In the closet...
Career-focused Jason Tant has given up on love to play football at the highest level: his team is in the Premiership, and Jason also plays for the English national team (even though his mother is Spanish). He doesn’t want to be the poster boy for LGBT people in sport—and his advisors have told him that coming out will ruin his career. It’s not an issue until Scott captures Jason’s heart and turns his world around.
Out and proud...
With a carefree, live-for-today attitude, Scott Cole was never in the closet. Funny, clever, and a terrific dancer, the science student has many talents but the man he loves requires something else—discretion. They seem an unlikely couple but neither can resist the chemistry that draws them together.
Prying paparazzi are everywhere, determined to out gay footballers. Scott questions whether he and Jason need to keep their love a secret when professional British sportsmen in other fields are coming out. Will Jason have to choose between love and his career? Or will the tabloids destroy them both?
An MM romance novel with a happy ever after.
The story spans 2012-2015. Set in England where fans would die for their football team and football is not called soccer.
The book was inspired by the news story in October 2015 that British gay footballers are preparing to come out in public. As of January 2017, no professional players at the top level in European football have come out. The rumours persist and there have been discussions at the highest levels, including inside Parliament.
*** This book is also in print ***
What the author has to say:
Separating fact from fiction, for those who are interested. The characters and the Birmingham South City football team are entirely fictional but the story is set against a backdrop of real events.
In 2013 Robbie Rogers quit football and came out. He was playing in the division below the Premiership at the time. He subsequently returned to the US to play in MLS for LA Galaxy and has been a terrific advocate for LGBT people in sports.
Today, Robbie Rogers is still one of only two out, full-time, professional footballers in the entire world out of an estimated 500,000 men.
There has been an increasing number of top sportsmen coming out over the past decade. Almost all report positive and supportive experiences after coming out. My fictional characters in Britain would be very aware of these. In particular ex-Premiership player Thomas Hitzlsperger, who came out in 2014 after he had retired; a number of Rugby players, including two in 2015; and Tom Daley the British diver who came out in 2013.
Civil partnerships for same sex couples have been around for sometime in the UK. Equal marriage became a reality in 2014.
There have been many and various initiatives to stamp out homophobia in football and raise awareness both in the UK and internationally in recent years. Players and fans are reprimanded for homophobic language, for example. Whether things have changed for players remains to be seen. In his book, Coming Out to Play, Robbie Rogers describes an environment that sounds ignorant and intimidating for a closeted gay man playing in the higher tiers of football in Europe in 2012.

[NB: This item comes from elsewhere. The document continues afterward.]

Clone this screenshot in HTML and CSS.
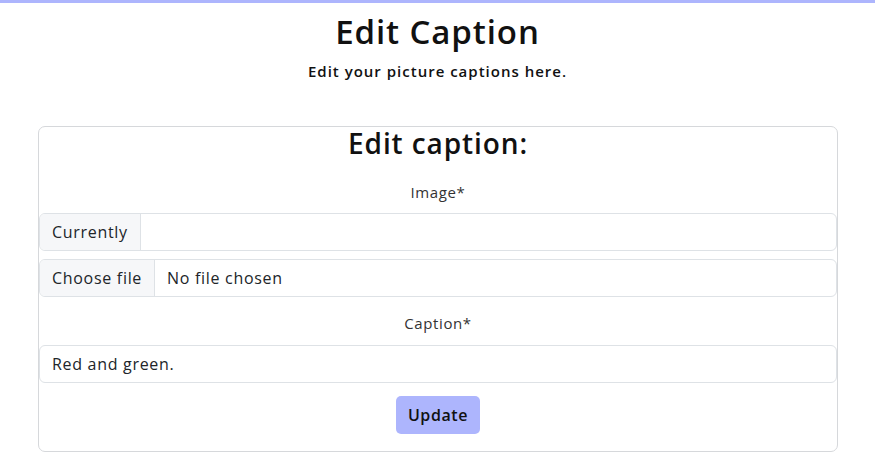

Without a doubt, the majority of the British public accept and welcome LGBT equality. We have LGBT friends and family members. In some macho male-dominated sports an archaic culture of homophobia may persist.
In October 2015 there was an announcement that at least two footballers who play in the Premiership will go public. This is where the story ends for Home Goal.
In real life, the story continues. Sportsmen derive a substantial part of their income from advertising. Most recently, Nike, Adidas, and others have either cut sponsorship of celebrities who make homophobic comments or committed to continuing funding of celebrities who come out. In deciding whether to go public LGBT sportspeople must consider the potential impact on their careers and future income, whether from funding or from appearances as a popular sporting figure.
Continued homophobia in sport is important. That is not just my opinion. In spring 2016 the British government announced an enquiry into this issue. They are investigating homophobia in football and its impact on players among other things.
If we think about how things have changed for LGBT sports people over the past decade, the future decade should bring in great change for the better. And I hope that change will spread internationally as today approximately half of the world’s population live in countries where it is illegal to be lesbian or gay. In those same countries football is very popular. Football (not soccer) can boast the largest international viewing audiences for major events. Far greater than the American Super Bowl, for example.